- Supplied information
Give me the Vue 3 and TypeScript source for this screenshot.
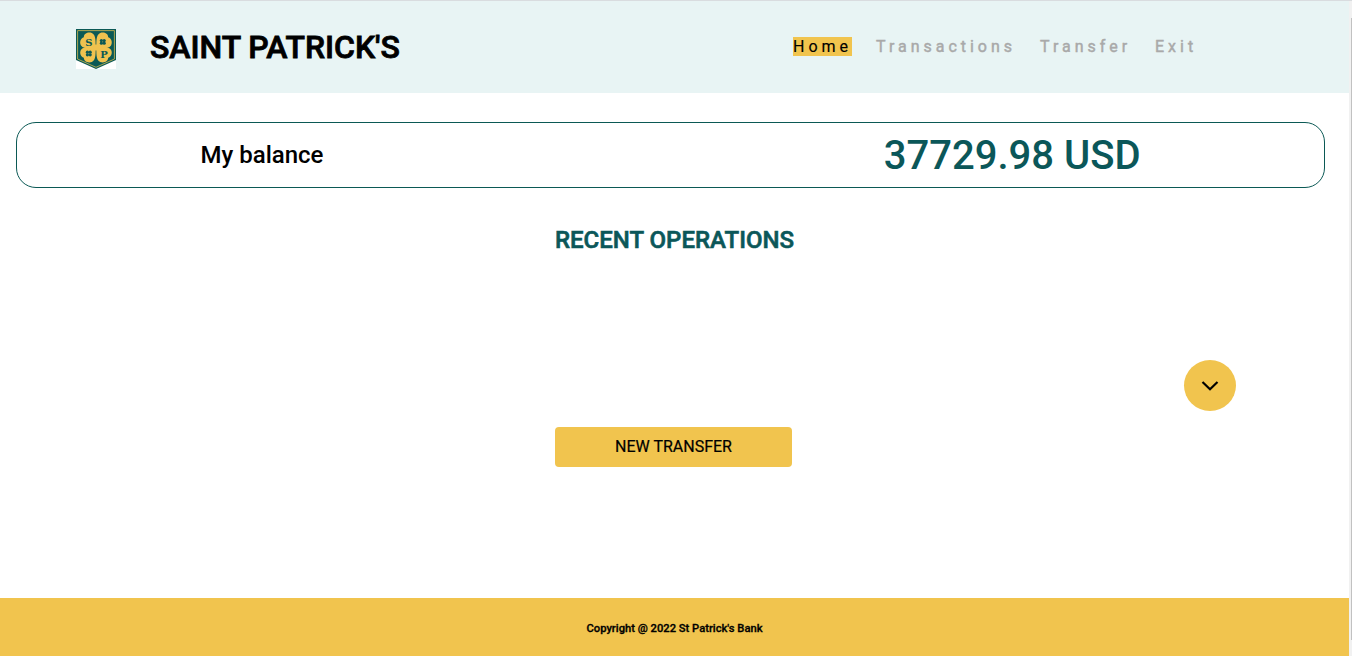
<script setup lang="ts">
interface NavItem { label: string; active?: boolean }

const navItems: NavItem[] = [
  { label: 'Home', active: true },
  { label: 'Transactions' },
  { label: 'Transfer' },
  { label: 'Exit' },
]
const balance = '37729.98 USD'
</script>

<template>
  <div class="window">
    <div class="page">
      <header class="header">
        <svg class="logo" viewBox="0 0 40 40" aria-label="Saint Patrick's">
          <rect width="40" height="40" fill="#fff" />
          <path d="M0 0H40V31L20 40L0 31Z" fill="#0b5955" />
          <path d="M1.6 1.6H38.4V30L20 38.3L1.6 30Z" fill="none" stroke="#d3b951" stroke-width="0.8" />
          <g fill="#efc24f">
            <path d="M19.6 18.8C14 19.8 7.4 19.8 5 16.4C3.2 13 4.6 9.4 7.8 8.2C8 4.4 12 2.8 15.8 4C20.2 6 19.6 13 19.6 18.8Z" />
            <path d="M20.4 18.8C26 19.8 32.6 19.8 35 16.4C36.8 13 35.4 9.4 32.2 8.2C32 4.4 28 2.8 24.2 4C19.8 6 20.4 13 20.4 18.8Z" />
            <path d="M19.6 18C14 17.4 7.4 17.4 5 20.8C3.2 24 4.6 27.6 7.8 28.8C8 32.6 12 34.2 15.8 33C20.2 31 19.6 24 19.6 18Z" />
            <path d="M20.4 18C26 17.4 32.6 17.4 35 20.8C36.8 24 35.4 27.6 32.2 28.8C32 32.6 28 34.2 24.2 33C19.8 31 20.4 24 20.4 18Z" />
            <rect x="17.5" y="15.5" width="5" height="6" />
          </g>
          <g fill="#0b5955">
            <text class="initial" x="12.8" y="16.6">S</text>
            <text class="initial" x="27.9" y="28.6">P</text>
            <g v-for="[x, y] in [[26.8, 12.9], [12.8, 24.5]]" :key="x">
              <circle :cx="x - 1.4" :cy="y - 1.3" r="1.6" />
              <circle :cx="x + 1.4" :cy="y - 1.3" r="1.6" />
              <circle :cx="x - 1.4" :cy="y + 1.3" r="1.6" />
              <circle :cx="x + 1.4" :cy="y + 1.3" r="1.6" />
            </g>
          </g>
        </svg>
        <h1 class="brand">SAINT PATRICK'S</h1>
        <nav class="nav">
          <a v-for="item in navItems" :key="item.label" :class="{ active: item.active }">{{ item.label }}</a>
        </nav>
      </header>

      <main class="main">
        <section class="balance">
          <div class="balance-label">My balance</div>
          <div class="balance-value">{{ balance }}</div>
        </section>
        <h2 class="heading">RECENT OPERATIONS</h2>
        <button class="expand" aria-label="Show operations">
          <svg width="18" height="12" viewBox="0 0 18 12">
            <path d="M1.5 2L9 9.3L16.5 2" fill="none" stroke="#000" stroke-width="2.2" />
          </svg>
        </button>
        <button class="transfer">NEW TRANSFER</button>
      </main>

      <footer class="footer">Copyright @ 2022 St Patrick's Bank</footer>
    </div>
    <div class="scrollbar"><div class="thumb"></div></div>
  </div>
</template>

<style>
body { margin: 0; overflow: hidden; }
</style>

<style scoped>
.window {
  display: flex;
  box-sizing: border-box;
  width: 1352px;
  height: 656px;
  border-top: 1px solid #d9dcdf;
  background: #fff;
  color: #000;
  font-family: Roboto, sans-serif;
  font-weight: 500;
}
.page { display: flex; flex-direction: column; width: 1349px; }
.header {
  display: flex;
  box-sizing: border-box;
  height: 92px;
  padding-left: 76px;
  background: #e8f4f4;
}
.logo { width: 40px; height: 40px; margin-top: 28px; }
.initial { font: 700 10px "DejaVu Serif", serif; text-anchor: middle; }
.brand {
  width: 643px;
  margin: 27px 0 0 34px;
  font-size: 32px;
  line-height: 38px;
  font-weight: 500;
  letter-spacing: -0.05px;
  -webkit-text-stroke: 0.8px #000;
}
.nav {
  display: flex;
  align-items: flex-start;
  gap: 24px;
  margin-top: 36px;
  font-size: 16px;
  line-height: 19px;
  font-weight: 400;
  letter-spacing: 3.98px;
  color: #a9a9a9;
  -webkit-text-stroke: 0.45px currentColor;
}
.nav .active { background: #f1c44e; color: #000; -webkit-text-stroke-width: 0.15px; }
.main { display: flex; flex-direction: column; height: 505px; }
.balance {
  display: grid;
  grid-template-columns: 490px 1fr;
  box-sizing: border-box;
  align-items: center;
  width: 1309px;
  height: 66px;
  margin: 29px 0 0 16px;
  border: 1px solid #0b5955;
  border-radius: 20px;
  text-align: center;
}
.balance-label { font-size: 24px; }
.balance-value { padding: 2px 183.5px 0 0; font-size: 40px; line-height: 62px; color: #0b5759; text-align: right; }
.heading {
  margin: 38px 0 0;
  font-size: 24px;
  line-height: 28px;
  font-weight: 500;
  color: #0b5759;
  text-align: center;
  -webkit-text-stroke: 0.6px #0b5759;
}
button { padding: 0; border: 0; background: #f1c44e; color: #000; font: inherit; }
.expand {
  display: flex;
  align-items: center;
  justify-content: center;
  align-self: flex-end;
  width: 52px;
  height: 51px;
  margin: 106px 113px 0 0;
  border-radius: 50%;
}
.transfer {
  width: 237px;
  height: 40px;
  margin: 16px 0 0 555px;
  padding-bottom: 2px;
  border-radius: 4px;
  font-size: 16px;
  font-weight: 400;
  -webkit-text-stroke: 0.2px #000;
}
.footer {
  height: 58px;
  background: #f1c44e;
  font-size: 11.2px;
  line-height: 61px;
  text-align: center;
  -webkit-text-stroke: 0.3px #000;
}
.scrollbar { box-sizing: border-box; width: 3px; padding: 17px 0 0 2px; background: #f1f1f1; }
.thumb { height: 622px; background: #c1c1c1; }
</style>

- Work required
Reproduce the whole listing above word for word, but not its pictures.

- Solution to this problem
Give me the Vue 3 and TypeScript source for this screenshot.
<script setup lang="ts">
interface NavItem { label: string; active?: boolean }

const navItems: NavItem[] = [
  { label: 'Home', active: true },
  { label: 'Transactions' },
  { label: 'Transfer' },
  { label: 'Exit' },
]
const balance = '37729.98 USD'
</script>

<template>
  <div class="window">
    <div class="page">
      <header class="header">
        <svg class="logo" viewBox="0 0 40 40" aria-label="Saint Patrick's">
          <rect width="40" height="40" fill="#fff" />
          <path d="M0 0H40V31L20 40L0 31Z" fill="#0b5955" />
          <path d="M1.6 1.6H38.4V30L20 38.3L1.6 30Z" fill="none" stroke="#d3b951" stroke-width="0.8" />
          <g fill="#efc24f">
            <path d="M19.6 18.8C14 19.8 7.4 19.8 5 16.4C3.2 13 4.6 9.4 7.8 8.2C8 4.4 12 2.8 15.8 4C20.2 6 19.6 13 19.6 18.8Z" />
            <path d="M20.4 18.8C26 19.8 32.6 19.8 35 16.4C36.8 13 35.4 9.4 32.2 8.2C32 4.4 28 2.8 24.2 4C19.8 6 20.4 13 20.4 18.8Z" />
            <path d="M19.6 18C14 17.4 7.4 17.4 5 20.8C3.2 24 4.6 27.6 7.8 28.8C8 32.6 12 34.2 15.8 33C20.2 31 19.6 24 19.6 18Z" />
            <path d="M20.4 18C26 17.4 32.6 17.4 35 20.8C36.8 24 35.4 27.6 32.2 28.8C32 32.6 28 34.2 24.2 33C19.8 31 20.4 24 20.4 18Z" />
            <rect x="17.5" y="15.5" width="5" height="6" />
          </g>
          <g fill="#0b5955">
            <text class="initial" x="12.8" y="16.6">S</text>
            <text class="initial" x="27.9" y="28.6">P</text>
            <g v-for="[x, y] in [[26.8, 12.9], [12.8, 24.5]]" :key="x">
              <circle :cx="x - 1.4" :cy="y - 1.3" r="1.6" />
              <circle :cx="x + 1.4" :cy="y - 1.3" r="1.6" />
              <circle :cx="x - 1.4" :cy="y + 1.3" r="1.6" />
              <circle :cx="x + 1.4" :cy="y + 1.3" r="1.6" />
            </g>
          </g>
        </svg>
        <h1 class="brand">SAINT PATRICK'S</h1>
        <nav class="nav">
          <a v-for="item in navItems" :key="item.label" :class="{ active: item.active }">{{ item.label }}</a>
        </nav>
      </header>

      <main class="main">
        <section class="balance">
          <div class="balance-label">My balance</div>
          <div class="balance-value">{{ balance }}</div>
        </section>
        <h2 class="heading">RECENT OPERATIONS</h2>
        <button class="expand" aria-label="Show operations">
          <svg width="18" height="12" viewBox="0 0 18 12">
            <path d="M1.5 2L9 9.3L16.5 2" fill="none" stroke="#000" stroke-width="2.2" />
          </svg>
        </button>
        <button class="transfer">NEW TRANSFER</button>
      </main>

      <footer class="footer">Copyright @ 2022 St Patrick's Bank</footer>
    </div>
    <div class="scrollbar"><div class="thumb"></div></div>
  </div>
</template>

<style>
body { margin: 0; overflow: hidden; }
</style>

<style scoped>
.window {
  display: flex;
  box-sizing: border-box;
  width: 1352px;
  height: 656px;
  border-top: 1px solid #d9dcdf;
  background: #fff;
  color: #000;
  font-family: Roboto, sans-serif;
  font-weight: 500;
}
.page { display: flex; flex-direction: column; width: 1349px; }
.header {
  display: flex;
  box-sizing: border-box;
  height: 92px;
  padding-left: 76px;
  background: #e8f4f4;
}
.logo { width: 40px; height: 40px; margin-top: 28px; }
.initial { font: 700 10px "DejaVu Serif", serif; text-anchor: middle; }
.brand {
  width: 643px;
  margin: 27px 0 0 34px;
  font-size: 32px;
  line-height: 38px;
  font-weight: 500;
  letter-spacing: -0.05px;
  -webkit-text-stroke: 0.8px #000;
}
.nav {
  display: flex;
  align-items: flex-start;
  gap: 24px;
  margin-top: 36px;
  font-size: 16px;
  line-height: 19px;
  font-weight: 400;
  letter-spacing: 3.98px;
  color: #a9a9a9;
  -webkit-text-stroke: 0.45px currentColor;
}
.nav .active { background: #f1c44e; color: #000; -webkit-text-stroke-width: 0.15px; }
.main { display: flex; flex-direction: column; height: 505px; }
.balance {
  display: grid;
  grid-template-columns: 490px 1fr;
  box-sizing: border-box;
  align-items: center;
  width: 1309px;
  height: 66px;
  margin: 29px 0 0 16px;
  border: 1px solid #0b5955;
  border-radius: 20px;
  text-align: center;
}
.balance-label { font-size: 24px; }
.balance-value { padding: 2px 183.5px 0 0; font-size: 40px; line-height: 62px; color: #0b5759; text-align: right; }
.heading {
  margin: 38px 0 0;
  font-size: 24px;
  line-height: 28px;
  font-weight: 500;
  color: #0b5759;
  text-align: center;
  -webkit-text-stroke: 0.6px #0b5759;
}
button { padding: 0; border: 0; background: #f1c44e; color: #000; font: inherit; }
.expand {
  display: flex;
  align-items: center;
  justify-content: center;
  align-self: flex-end;
  width: 52px;
  height: 51px;
  margin: 106px 113px 0 0;
  border-radius: 50%;
}
.transfer {
  width: 237px;
  height: 40px;
  margin: 16px 0 0 555px;
  padding-bottom: 2px;
  border-radius: 4px;
  font-size: 16px;
  font-weight: 400;
  -webkit-text-stroke: 0.2px #000;
}
.footer {
  height: 58px;
  background: #f1c44e;
  font-size: 11.2px;
  line-height: 61px;
  text-align: center;
  -webkit-text-stroke: 0.3px #000;
}
.scrollbar { box-sizing: border-box; width: 3px; padding: 17px 0 0 2px; background: #f1f1f1; }
.thumb { height: 622px; background: #c1c1c1; }
</style>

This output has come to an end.